AKYÜZ: ÇEKTE LİMİT OLMAYINCA ALICI DENGEYİ KAÇIRIYOR
Geçmiş dönemde İKMİB başkanlığı yapan Akyüz Plastik Yönetim Kurulu Başkanı Murat Akyüz, ticari kredi kartı taksitlendirmelerinin iptal edilmiş olmasının, firmaların çeklere daha fazla yönlenmesine neden olduğunu söyledi. Firmaların önceden tanımadığı bir firmaya da risk almadan kredi kartıyla mal satabildiğini ancak şimdilerde taksit imkanı neredeyse ortadan kalkınca taksitler boyutunda çeklerin verilmeye başlandığını aktardı. Dünyada bir tek Türkiye’de çekin vadesi olduğunu dile getiren Akyüz, “Çek normalde para taşıma riskini ortadan kaldırmak için kullanılmalı. Ama biz onu farklı yerlere getirdik. Senede olan inanç kalmadı. Piyasaya çok fazla müdahale ediliyor. Oyuncular zaten oyunu kurmuştu. Kredi kartı gibi oldukça güvenli bir enstrüman kullanılıyor ve her firma kendi limiti doğrultusunda ticaret yapabiliyordu. Ama çekte böyle bir limit yok… Böyle olunca alıcılar dengeyi kaçırmaya başlıyor” şeklinde konuştu. Süreç içinde firmaların cirolarının düşmeye başladığına dikkat çeken Akyüz, “Böyle olunca da firmaların kendi kaynaklarından harcamaları artıyor. Firmalar zayıflıyor şu anda. Bu da zincirin zayıflaması anlamına geliyor, kopmalar başlıyor” diye konuştu.

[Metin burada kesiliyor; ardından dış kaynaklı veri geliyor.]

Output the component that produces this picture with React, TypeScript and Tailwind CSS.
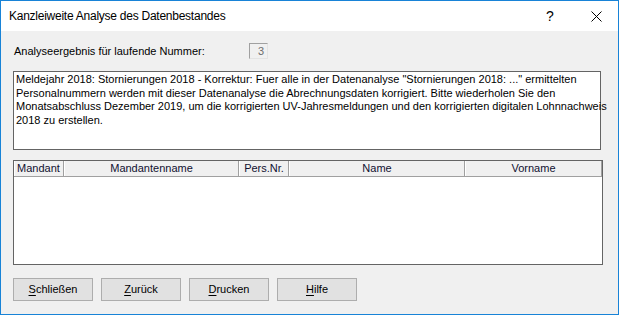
import React from "react";

const COLUMNS = [
  { label: "Mandant", width: "w-[50px]", align: "justify-start pl-[2px]" },
  { label: "Mandantenname", width: "w-[175px]", align: "justify-center" },
  { label: "Pers.Nr.", width: "w-[50px]", align: "justify-center" },
  { label: "Name", width: "w-[176px]", align: "justify-center" },
  { label: "Vorname", width: "flex-1", align: "justify-center" },
];

const BUTTONS = [
  { key: "S", rest: "chließen" },
  { key: "Z", rest: "urück" },
  { key: "D", rest: "rucken" },
  { key: "H", rest: "ilfe" },
];

export default function App() {
  return (
    <div className="w-[619px] h-[315px] border border-[#1883d7] bg-[#f0f0f0] flex flex-col font-['Liberation_Sans',Arial,sans-serif] text-[11px] text-black overflow-hidden">
      {/* Title bar */}
      <div className="h-[30px] bg-white flex items-center shrink-0">
        <span className="pl-[8px] text-[12px] tracking-[-0.25px] font-['Liberation_Sans',sans-serif] text-black">
          Kanzleiweite Analyse des Datenbestandes
        </span>
        <span className="ml-auto w-[46px] text-center text-[14px] text-black leading-none">?</span>
        <span className="w-[46px] flex justify-center mr-[-1px]">
          <svg width="11" height="11" viewBox="0 0 11 11">
            <path d="M0.5 0.5L10.5 10.5M10.5 0.5L0.5 10.5" stroke="#000" strokeWidth="1" />
          </svg>
        </span>
      </div>

      {/* Body */}
      <div className="flex flex-col pl-[12px]">
        <div className="mt-[12px] h-[16px] flex items-center">
          <span className="w-[236px] pl-[1px]">Analyseergebnis für laufende Nummer:</span>
          <div className="w-[19px] h-[16px] border-t border-l border-[#a0a0a0] border-b border-r border-b-[#e3e3e3] border-r-[#e3e3e3] bg-[#f0f0f0] flex items-center justify-end pr-[3px] text-[#6d6d6d]">
            3
          </div>
        </div>

        <div className="mt-[12px] w-[588px] h-[79px] border border-[#646464] bg-white px-[2px] pt-[1px] leading-[13.7px] whitespace-nowrap">
          Meldejahr 2018: Stornierungen 2018 - Korrektur: Fuer alle in der Datenanalyse "Stornierungen 2018: ..." ermittelten
          <br />
          Personalnummern werden mit dieser Datenanalyse die Abrechnungsdaten korrigiert. Bitte wiederholen Sie den
          <br />
          Monatsabschluss Dezember 2019, um die korrigierten UV-Jahresmeldungen und den korrigierten digitalen Lohnnachweis
          <br />
          2018 zu erstellen.
        </div>

        <div className="mt-[10px] w-[590px] h-[105px] border border-[#646464] bg-white flex flex-col">
          <div className="h-[16px] flex border-b border-[#a0a0a0] bg-[#f0f0f0]">
            {COLUMNS.map((c) => (
              <div
                key={c.label}
                className={`${c.width} h-full flex items-center ${c.align} border-l border-white border-r border-r-[#a0a0a0] text-[#101030] leading-none`}
              >
                {c.label}
              </div>
            ))}
          </div>
        </div>

        <div className="mt-[13px] flex gap-[8px]">
          {BUTTONS.map((b) => (
            <button
              key={b.key}
              type="button"
              className="w-[80px] h-[23px] bg-[#e1e1e1] border border-[#adadad] flex items-center justify-center text-black"
            >
              <span>
                <span className="underline underline-offset-[2px]">{b.key}</span>
                {b.rest}
              </span>
            </button>
          ))}
        </div>
      </div>
    </div>
  );
}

ÖNEL: 15 GÜNDE GELEN ÇEK DEFTERLERİ ARTIK 60-90 GÜNDE GELİYOR
İstanbul Tüccarlar Kulübü Başkanı İlker Önel de enflasyonla mücadele için ekonomiyi soğutma çalışmalarının doğru olduğunu ancak yılbaşından bu yana TL’deki değer kaybı, artan operasyon maliyetleri gibi nedenlerle işletme sermayelerinin cüzi seviyelere indiğini kaydetti. İç piyasada talebin zayıflamasıyla nakit akışında ciddi bozulma yaşandığına işaret eden Önel, “Öyle ki sattığımız mallar için firmalara açık hesap üzerinden taksit yapıyoruz, adeta onları fonluyoruz” dedi. Şu an çok zorlu bir süreçten geçildiğini vurgulayan Önel, “Önceki dönemde de enflasyon sorunu vardı ama ticari krediye ulaşım sınırlı da olsa devam ediyordu, maliyeti en azından düşüktü ve iç talep canlıydı. Hem kredi kartına taksitin düşürülmesi hem de limitlerin sınırlandırılması talebi zayıflattı. Cirolar reel sektörde düşüyor. Bu da ödemeleri yavaşlatmaya başladı” dedi. Çek defteri edinmede dahi zorluk yaşandığını belirten Önel, önceden bankadan 15 günde gönderilen çek defterlerin 60 ila 90 günde geldiğini aktardı. “Şu anda firmalar içeride olan bakiyelerini toplamaya çalışıyor, bakiyesi olanlara mal satmıyor” diyen Önel, “Çünkü tahsilat riski çok arttı. Şu an için bütün ibreler reel sektör için zorlu bir dönemi gösteriyor. Reel sektörün makro ekonomik dengelerinde genel itibarıyla biraz sıkıntı var, alacaklarla maliyetler hesaba katıldığında zorlu bir süreç yaşanıyor. Özellikle son birkaç aydır ödeme gecikmeleri yaşanmaya başladı. Piyasada devir işi çok artmaya başladı, maliyetlerin altından kalkamayan işini devretmeye çalışıyor. Devirlerin sayısının artması hem alacaklı firmaların tahsilatlarını zora sokabilir hem de genel olarak istihdam, üretim, kapasiteyi çok düşürebilir” şeklinde konuştu.